La clausola ripristinatoria dell’esuberanza ed il divieto statutario di riduzione volontaria.
Riduzione volontaria e società in liquidazione: determina un effetto che viene colto come contraddittorio rispetto allo scopo di liquidazione in quanto: mentre lo scopo di liquidazione è di conservare il patrimonio esistente per pagare tutti i debiti e ripartire l’attivo tra i soci, la riduzione reale ha come scopo “travasare”, in via immediata e diretta, ricchezza dalla società ai soci.
La delibera non può essere “eseguita” se non decorsi 90 giorni:
Se la revoca della delibera di riduzione del CS si riconnette all’efficacia della delibera, sarà revocabile: sino al 90° giorno dall’iscrizione nel Registro delle Imprese se non è stata opposta; sino al conseguimento dell’efficacia ai sensi di legge se è stata opposta.
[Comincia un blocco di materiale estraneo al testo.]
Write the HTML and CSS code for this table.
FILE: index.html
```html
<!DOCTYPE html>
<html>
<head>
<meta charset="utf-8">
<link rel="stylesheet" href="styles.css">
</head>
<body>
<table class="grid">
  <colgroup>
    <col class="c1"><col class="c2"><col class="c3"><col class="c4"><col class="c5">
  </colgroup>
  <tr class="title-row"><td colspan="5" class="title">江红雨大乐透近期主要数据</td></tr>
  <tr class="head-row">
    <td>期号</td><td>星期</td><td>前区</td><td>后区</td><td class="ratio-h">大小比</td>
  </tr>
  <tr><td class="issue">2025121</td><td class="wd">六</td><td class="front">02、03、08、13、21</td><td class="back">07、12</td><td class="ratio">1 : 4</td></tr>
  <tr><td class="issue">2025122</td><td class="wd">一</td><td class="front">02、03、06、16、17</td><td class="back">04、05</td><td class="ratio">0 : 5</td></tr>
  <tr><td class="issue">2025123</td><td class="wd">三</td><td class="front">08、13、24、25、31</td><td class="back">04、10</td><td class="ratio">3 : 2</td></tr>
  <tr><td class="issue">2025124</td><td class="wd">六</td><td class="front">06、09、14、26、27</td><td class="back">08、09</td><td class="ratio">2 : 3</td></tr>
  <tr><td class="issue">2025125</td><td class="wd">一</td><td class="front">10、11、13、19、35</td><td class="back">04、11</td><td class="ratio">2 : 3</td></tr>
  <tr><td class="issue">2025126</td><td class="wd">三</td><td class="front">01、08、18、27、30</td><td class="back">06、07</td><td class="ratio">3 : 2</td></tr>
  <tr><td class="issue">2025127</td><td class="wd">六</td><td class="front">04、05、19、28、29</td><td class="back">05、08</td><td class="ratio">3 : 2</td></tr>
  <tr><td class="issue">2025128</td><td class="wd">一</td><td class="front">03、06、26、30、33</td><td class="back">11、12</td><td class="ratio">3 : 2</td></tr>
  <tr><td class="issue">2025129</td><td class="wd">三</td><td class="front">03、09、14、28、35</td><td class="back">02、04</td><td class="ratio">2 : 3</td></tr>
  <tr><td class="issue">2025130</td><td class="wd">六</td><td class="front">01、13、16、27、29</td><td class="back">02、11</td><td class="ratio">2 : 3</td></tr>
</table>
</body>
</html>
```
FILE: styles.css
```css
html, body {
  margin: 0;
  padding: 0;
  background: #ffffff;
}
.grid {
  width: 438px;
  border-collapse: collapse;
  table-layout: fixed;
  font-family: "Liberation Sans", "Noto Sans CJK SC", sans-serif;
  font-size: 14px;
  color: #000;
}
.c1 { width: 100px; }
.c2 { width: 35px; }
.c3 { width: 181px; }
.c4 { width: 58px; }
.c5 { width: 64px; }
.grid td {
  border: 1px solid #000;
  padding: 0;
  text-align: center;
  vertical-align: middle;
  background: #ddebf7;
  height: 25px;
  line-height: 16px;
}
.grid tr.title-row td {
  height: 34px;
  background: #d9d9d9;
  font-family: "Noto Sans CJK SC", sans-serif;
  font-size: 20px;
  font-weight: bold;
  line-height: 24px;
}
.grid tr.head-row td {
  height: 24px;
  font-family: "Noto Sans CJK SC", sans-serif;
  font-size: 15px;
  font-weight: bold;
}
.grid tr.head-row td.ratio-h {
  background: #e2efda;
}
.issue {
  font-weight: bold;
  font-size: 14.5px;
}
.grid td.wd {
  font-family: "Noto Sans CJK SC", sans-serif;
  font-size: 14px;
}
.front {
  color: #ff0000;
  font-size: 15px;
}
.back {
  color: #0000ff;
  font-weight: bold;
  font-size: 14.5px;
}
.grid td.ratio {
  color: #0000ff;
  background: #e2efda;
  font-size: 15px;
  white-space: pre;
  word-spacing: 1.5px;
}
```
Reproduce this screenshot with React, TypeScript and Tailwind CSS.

Se la revoca della delibera di riduzione del CS si riconnette all’esecuzione della medesima si avranno risultati differenti. Avremmo una riduzione attuata secondo modalità restitutorie (il limite alla revoca sarà l’inizio di tali attività); o riduzione attuata secondo modalità liberatorie (non essendoci un’attività esecutiva dell’organo amm la delibera sarà revocabile sino al decorso dei 90 gironi dall’iscrizione nel Registro delle imprese e sempre che non vi sia stata opposizione).
La riduzione reale del CS va fatta con modalità collegiali. La riduzione reale del CS legittima l’opposizione dei creditori dall’iscrizione nel registro delle imprese della decisione.